Context, problem, and forces
Our reactive, cloud-native systems are composed of bounded isolated components which rely on event streaming for inter-component communication. We have chosen to leverage value-added cloud services to implement our event streaming and stream processors. This empowers self-sufficient, full-stack teams to focus their efforts on the requirements of their components, but stream processor logic will still encounter bugs because developers are human. We endeavor to eliminate all inter-component synchronous communication, but stream processors ultimately need to perform intra-component synchronous communication to component resources. These resources can become unavailable for brief or extended periods.
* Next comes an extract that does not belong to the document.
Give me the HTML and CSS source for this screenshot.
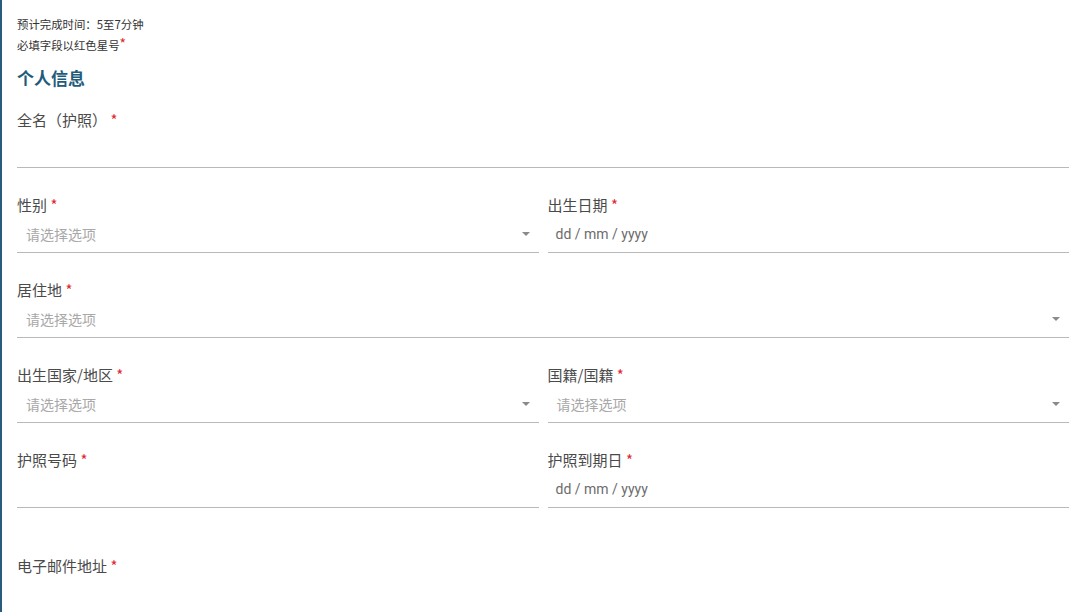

Stream processors consume and process events in micro-batches and create checkpoints to mark their progress through the stream of events. When an unhandled error is encountered, a stream processor will not advance the checkpoint and it will retry at the same position in the stream until it either succeeds or the bad event expires from the stream. For intermittent errors, this is likely appropriate behavior because it affords the failing resource time to self-heal and thus minimize manual intervention. Even if the resource frequently produces intermittent errors, the processor will at least be making forward progress, provided the volume can still be processed before the events expire. However, if the error is unrecoverable, such as a bug, then the problem will not self-heal and the processor will retry until the event expires after one to seven days. At this point, the consumer will drop the failing event along with any other events that expire before the processor is able to catch up. Now keep in mind that the data lake will be recording all events so the events are not lost. But the processing of legitimate events is significantly held up and manual intervention is necessary to replay all the dropped events.
Errors usually occur at the most inopportune time. When processing a micro-batch, some events in the batch will process successfully before a later event in the batch fails. In this case, if the error goes unhandled, then the entire batch will be retried. This means that those events which were processed successfully will be reprocessed again and again until the problem is resolved and the checkpoint is advanced. There are plenty of approaches to minimize the probability of this situation, such as tuning the batch size, but none guarantees that this situation will not occur; many make the code overly complex and most have a negative impact on throughput.